イエアナ

なぜ上級国民たちは中古住宅をすすめてくるのか

東京五輪のエンブレム騒動の時、一時選ばれたデザイナーの案を取り下げの際に
選考委員の一人が述べた言葉が話題になりました。

実際に自らが選んだ案が盗作だとされたことに対して、

一般国民がこの説明を納得することは難しい、問題あり
一般国民は残念だが理解しない

という発言がありました。
本人は誤解だというでしょうが、「一般国民」をという単語を用いたことで
その上から目線の態度が世間の皆さんの反発を招いたのでした。

揉め事大好きなネットでは、その発言に対して、
自分たちは「上級国民」とでもいうのか、という書き込みから
「上級国民」という言葉が広まりました。

「上級国民」は
なぜか上から目線の人たち、もしくは生まれながらに社会的地位が高い、お金持ちな人たちや
単にお金もちな人を指す言葉として使われています。
この言葉が面白がって使われる背景には格差社会に対する不満の蔓延があるのですよ。

前置きが長くなりました。
amazonで「新築 中古」として書籍を検索すると、

てな結果です。

戸建で検索しても

という感じです

なぜかみんな中古住宅を推してきます。
中には「絶対買うな」的な本もあります。
本を出版できる、なんて人は上記に従うと上級国民ですよね
一般国民は本なんて出版できません。

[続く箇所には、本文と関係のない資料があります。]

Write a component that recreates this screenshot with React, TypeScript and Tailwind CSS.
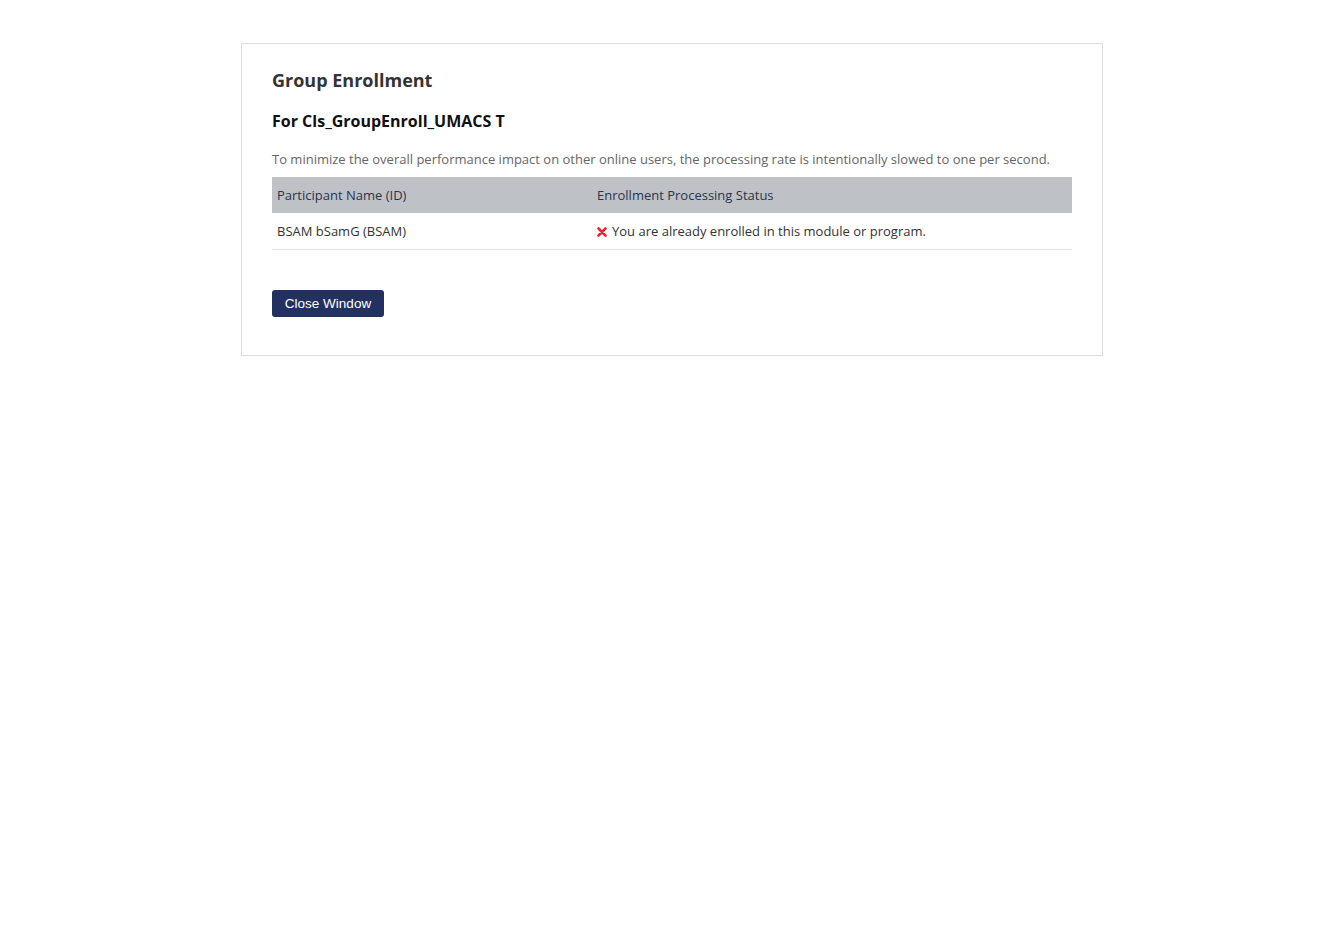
const rows = [
  { name: 'BSAM bSamG (BSAM)', status: 'You are already enrolled in this module or program.', failed: true },
];

export default function App() {
  return (
    <div className="min-h-screen bg-white pt-[43px] font-['Open_Sans',sans-serif]">
      <div className="mx-auto w-[862px] border border-[#dddddd] px-[30px] pt-[23px] pb-[38px]">
        <h1 className="text-[18px] leading-[26px] font-bold text-[#333333]">Group Enrollment</h1>
        <h2 className="mt-[16px] text-[16px] leading-[24px] font-bold text-[#111111]">For Cls_GroupEnroll_UMACS T</h2>
        <p className="mt-[17px] text-[13px] leading-[18px] text-[#666666]">
          To minimize the overall performance impact on other online users, the processing rate is intentionally slowed to one
          per second.
        </p>
        <table className="mt-[9px] w-full border-collapse text-[13px] text-[#2b3350]">
          <thead>
            <tr className="h-[36px] bg-[#bec2c6]">
              <th className="w-[320px] px-[5px] pt-[2px] text-left font-normal">Participant Name (ID)</th>
              <th className="px-[5px] pt-[2px] text-left font-normal">Enrollment Processing Status</th>
            </tr>
          </thead>
          <tbody>
            {rows.map((r) => (
              <tr key={r.name} className="h-[36px] border-b border-[#e5e5e5] text-[#333333]">
                <td className="px-[5px] pt-[2px]">{r.name}</td>
                <td className="px-[5px] pt-[2px]">
                  <span className="flex items-center gap-[5px]">
                    {r.failed && (
                      <svg width="10" height="10" viewBox="0 0 10 10" aria-hidden="true">
                        <path d="M1.5 1.5 L8.5 8.5 M8.5 1.5 L1.5 8.5" stroke="#e8262b" strokeWidth="2.6" strokeLinecap="round" />
                      </svg>
                    )}
                    {r.status}
                  </span>
                </td>
              </tr>
            ))}
          </tbody>
        </table>
        <button className="mt-[40px] h-[27px] w-[112px] rounded-[3px] bg-[#22315f] pt-[2px] font-['Liberation_Sans',Arial,sans-serif] text-[13.5px] text-white">
          Close Window
        </button>
      </div>
    </div>
  );
}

万が一出版できたとしても誰も買いませんよ

なぜこの上級な人たちはやたらと中古住宅を推してくるのでしょう。

新築で建てた家は建てた瞬間から中古

建てた瞬間とは言い過ぎですが、新築から誰かが登記した時点でその家は中古です。
新築住宅は建てた時点からその価値を増加させることは非常に難しいですが、
価値の減少曲線を緩やかにすることはできます。

日本の家の資産価値は国交省のデータによると20年から30年でゼロになります。
これは税務上の価値の減少速度よりも早いのです。
この家の価値の存続期間の短さは何が原因だと思います?

実は中古住宅マーケットが小さいからなのです。

中古住宅市場が小さいせいで、新築住宅の償却期間が短い

特に日本においては家を実際に建てられる土地は限られています。
そりゃ過疎地に行けば土地は余りまくっていますが、
そんなところに家を建てたい人はいません。

平地で、利便性があり、人もそこそこいる、なんていう土地で手の届く値段でさらに更地なんてものは
ほとんどありません。

そこに住みたい、という人に対して提示できる選択肢は
すでに建っている家に住むか、取り壊して新築住宅を建てるか
です。

ここで、みんな後者を選択します。
すぐに壊すのです。家が実際に弱いのではありません。
最近は国の後押しもあり、長期優良住宅も増えてきました。
それでも、壊すのです。
一般国民には昔から今に至るまで新築に対する憧れがずっとあるのです。

中古か新築かという選択において、新築を選択する割合が多いことはつまり
回り回って新築持家を資産として持つ国民は自分の資産価値を傷つけることになるのです。
誰かが住んだ住宅はその時点で需要がないわけですから。

中古住宅市場が小さい = 誰かが一度住んだ住宅は誰も欲しがらない ということなのです。
もし、中古住宅市場を活性化させることができれば
自分が住んでいる住宅も価値を持つことになりますから、
その規模に応じて減少曲線を緩やかにすることができます。

さて上級国民の話に戻ります。
上級国民はお金持ちですから、家も持家なんでしょう。
アパートを経営しているかもしれません。
中古住宅市場を活性化させ、持家の資産価値減少曲線を緩やかにし、「自分の資産価値」を守る、
というのが一つの目標でもあるのです。